SEO 4: Protect and enhance the intrinsic tranquillity and distinctive landscape character of the Teme Valley, conserving and enhancing the settlement pattern, and promoting better understanding and enjoyment to reinforce a strong sense of place.

For example by:

  • Maintaining the sense of tranquillity and intimacy within the landscape by protecting the expansive views toward the Malvern Hills and the Shropshire Hills, particularly Titterstone Clee Hill in the north and far views west to the receding Herefordshire plateau and the mountains of Wales beyond to maintain and reinforce the sense of place.
  • Maintaining the sense of inspiration and escapism likely to be associated with much of the intimate valley landscape, distinctive views of traditional and landmark buildings, including a number of notable churches and the clock tower at Abberley Hall, traditional orchards and hop yards, woodland and the presence of running water.
  • Protecting the distinctive dispersed settlement pattern from inappropriate development and infrastructure that would detract from the sense of remoteness and tranquillity of the area.
  • Conserving and enhancing the local building tradition of red, pink and grey sandstone, red brick and timber framing in the oldest buildings and manor houses, and strong field and settlement patterns defined by hedgerows and damson hedgerows and mature trees, by promoting the maintenance and restoration of traditional farmsteads, listed buildings and field boundaries, and respecting the local building tradition, using traditional materials and local stone.

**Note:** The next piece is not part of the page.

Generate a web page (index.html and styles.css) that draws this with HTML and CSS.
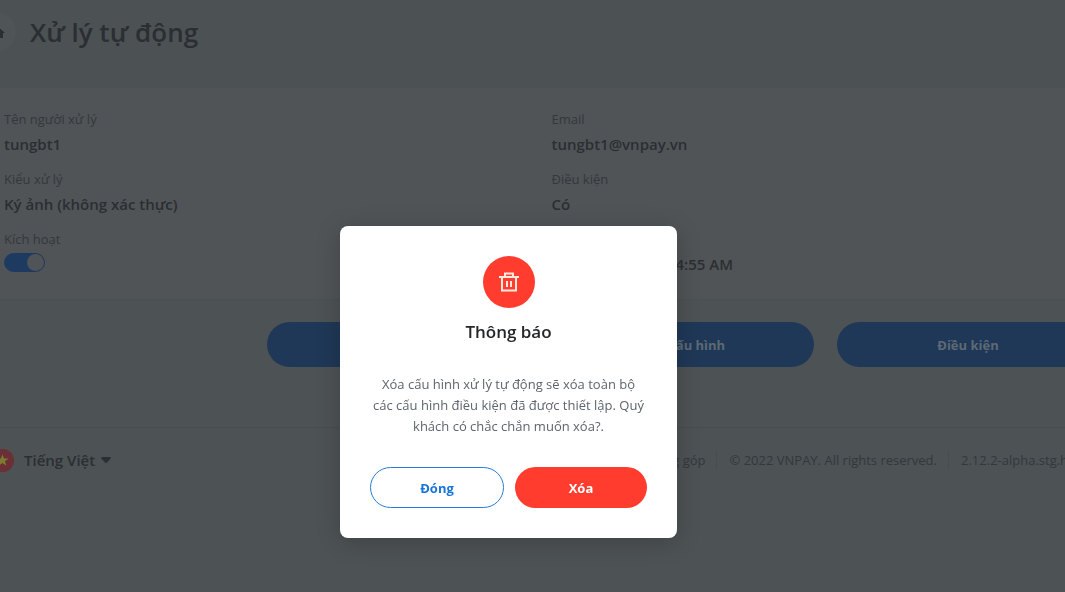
FILE: index.html
```html
<!DOCTYPE html>
<html lang="vi">
<head>
<meta charset="utf-8">
<meta name="viewport" content="width=device-width, initial-scale=1">
<title>Xử lý tự động</title>
<link rel="stylesheet" href="styles.css">
</head>
<body>
<div class="page">
  <header class="page-header">
    <a class="home" href="#" aria-label="Home">
      <svg width="18" height="16" viewBox="0 0 18 16" fill="currentColor"><path d="M9 1 0 9h2v5h5v-4h4v4h5V9h2z"/></svg>
    </a>
    <h1 class="title">Xử lý tự động</h1>
  </header>
  <main>
    <section class="card">
      <dl class="details">
        <div class="field"><dt>Tên người xử lý</dt><dd>tungbt1</dd></div>
        <div class="field"><dt>Email</dt><dd>tungbt1@vnpay.vn</dd></div>
        <div class="field"><dt>Kiểu xử lý</dt><dd>Ký ảnh (không xác thực)</dd></div>
        <div class="field"><dt>Điều kiện</dt><dd>Có</dd></div>
        <div class="field"><dt><label for="active">Kích hoạt</label></dt><dd class="toggle-row"><input class="toggle" id="active" type="checkbox" role="switch" checked></dd></div>
        <div class="field"><dt>&nbsp;</dt><dd class="time">4:55 AM</dd></div>
      </dl>
    </section>
    <div class="actions">
      <button class="action" type="button" aria-label="Xóa"></button>
      <button class="action" type="button">Sửa cấu hình</button>
      <button class="action" type="button">Điều kiện</button>
    </div>
  </main>
  <footer class="footer">
    <button class="language" type="button">
      <svg class="flag" viewBox="0 0 24 24"><circle cx="12" cy="12" r="12" fill="#6b2f36"/><path d="m12 5.5 1.6 4.5h4.8l-3.8 2.9 1.4 4.6-4-2.8-4 2.8 1.4-4.6L5.600 10h4.800z" fill="#7d7a31"/></svg>
      <span>Tiếng Việt</span>
      <svg class="caret" viewBox="0 0 10 6"><path d="M1 0h8q1.500 .6.500 1.700L6 5.500q-1 1-2 0L.5 1.700Q-.5.600 1 0z" fill="currentColor"/></svg>
    </button>
    <div class="legal">
      <a href="#">Đóng góp</a>
      <span>© 2022 VNPAY. All rights reserved.</span>
      <span class="version">2.12.2-alpha.stg.h</span>
    </div>
  </footer>
</div>
<div class="overlay">
  <div class="modal" role="dialog" aria-modal="true" aria-labelledby="modal-title">
    <div class="modal-icon">
      <svg width="20" height="20" viewBox="0 0 20 20" fill="none" stroke="#ffe9df" stroke-width="2"><path d="M0 5h20M3 5v13.500h14V5M6 5V1.500h8V5"/><path d="M8 9v6M12 9v6"/></svg>
    </div>
    <h2 class="modal-title" id="modal-title">Thông báo</h2>
    <p class="modal-text">Xóa cấu hình xử lý tự động sẽ xóa toàn bộ<br>các cấu hình điều kiện đã được thiết lập. Quý khách có chắc chắn muốn xóa?.</p>
    <div class="modal-actions">
      <button class="button button-outline" type="button">Đóng</button>
      <button class="button button-danger" type="button">Xóa</button>
    </div>
  </div>
</div>
</body>
</html>
```
FILE: styles.css
```css
* { box-sizing: border-box; }
body {
  margin: 0;
  min-height: 100vh;
  overflow: hidden;
  background: #4d5255;
  color: #2b2e32;
  font: 13px/20px "Open Sans", "Noto Sans", sans-serif;
}
button { font: inherit; cursor: pointer; }
a { color: inherit; text-decoration: none; }
.page { margin-right: -34px; }
.page-header {
  display: flex;
  align-items: center;
  gap: 14px;
  height: 88px;
  padding-bottom: 24px;
  background: #4c5154;
}
.home {
  display: flex;
  flex: none;
  align-items: center;
  justify-content: center;
  width: 40px;
  height: 40px;
  margin-left: -24px;
  border-radius: 50%;
  background: #4f5457;
}
.title { margin: 0; font-size: 26px; line-height: 36px; font-weight: 600; }
.card { background: #505457; padding: 21px 0 20px 4px; border-bottom: 1px solid #4c5053; }
.details { display: grid; grid-template-columns: 1fr 1fr; gap: 10px 0; margin: 0; }
.field { height: 50px; }
dt { color: #33383c; line-height: 20px; }
dd { margin: 0; padding-top: 4px; font-size: 15px; line-height: 22px; font-weight: 600; }
.toggle-row { line-height: 0; }
.time { padding-left: 124px; }
.toggle {
  appearance: none;
  display: flex;
  align-items: center;
  justify-content: flex-end;
  width: 41px;
  height: 19px;
  margin: 0;
  border: 1px solid #1f3a60;
  border-radius: 10px;
  background: #1f3a60;
}
.toggle::before { content: ""; width: 17px; height: 17px; border-radius: 50%; background: #505457; }
.actions { display: flex; justify-content: flex-end; gap: 23px; padding: 22px 0 60px; }
.action {
  width: 262px;
  height: 45px;
  border: 0;
  border-radius: 23px;
  background: #1f3857;
  color: #5d6975;
  font-weight: 700;
}
.footer {
  display: flex;
  justify-content: space-between;
  align-items: center;
  height: 65px;
  border-top: 1px solid #484d50;
}
.language {
  display: flex;
  align-items: center;
  margin-left: -9px;
  padding: 0;
  border: 0;
  background: none;
  color: inherit;
  font-size: 15px;
  font-weight: 600;
}
.flag { width: 23px; height: 23px; margin-right: 10px; }
.caret { width: 10px; height: 6px; margin-left: 6px; }
.legal { display: flex; color: #33383c; }
.legal > * + * { margin-left: 11px; padding-left: 12px; border-left: 1px solid #484d50; }
.version { width: 151px; white-space: nowrap; }
.overlay {
  position: fixed;
  inset: 0;
  display: flex;
  align-items: center;
  justify-content: center;
  padding: 172px 48px 0 0;
}
.modal {
  width: 337px;
  padding: 30px;
  border-radius: 8px;
  background: #fff;
  box-shadow: 0 4px 24px rgba(0, 0, 0, .2);
  text-align: center;
}
.modal-icon {
  display: flex;
  align-items: center;
  justify-content: center;
  width: 52px;
  height: 52px;
  margin: 0 auto;
  border-radius: 50%;
  background: #ff3c2e;
}
.modal-title { margin: 12px 0 30px; color: #242628; font-size: 17px; line-height: 24px; font-weight: 600; }
.modal-text { margin: 0 0 30px; color: #5d656d; line-height: 21px; }
.modal-actions { display: flex; gap: 11px; }
.button { flex: 1; height: 41px; border: 0; border-radius: 21px; font-weight: 700; }
.button-outline { border: 1px solid #277bd6; background: #fff; color: #1976d8; }
.button-danger { background: #ff3c2e; color: #fff; }
```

Managing development within the built environment to retain the distinctive character of the area’s settlements and landscape character, while ensuring that new developments provide biodiversity enhancement rather than just mitigation.
  • Promoting the use of measures that reduce noise and light pollution and visual intrusion in new and existing developments.
  • Exploring opportunities to improve and promote the rights of way network and for sustainable tourism initiatives that will increase visitors’ environmental awareness and improve profitability of local businesses, while protecting the special qualities of the area.
  • Encouraging appropriate local development that is accessible to local people.
  • Protecting the area’s rural nature, lack of intrusion and tranquillity while supporting a working landscape that provides essential food, homes and recreational opportunities.
  • Maximising opportunities to integrate the delivery of green infrastructure into new developments, where appropriate.
  • Planning for future community needs that will have landscape impacts, for example the need to provide affordable homes and jobs within a working landscape. Planning for economic development that supports local jobs and landscape objectives, for example low-key tourism and recreation, high-quality products, energy crops and the green economy.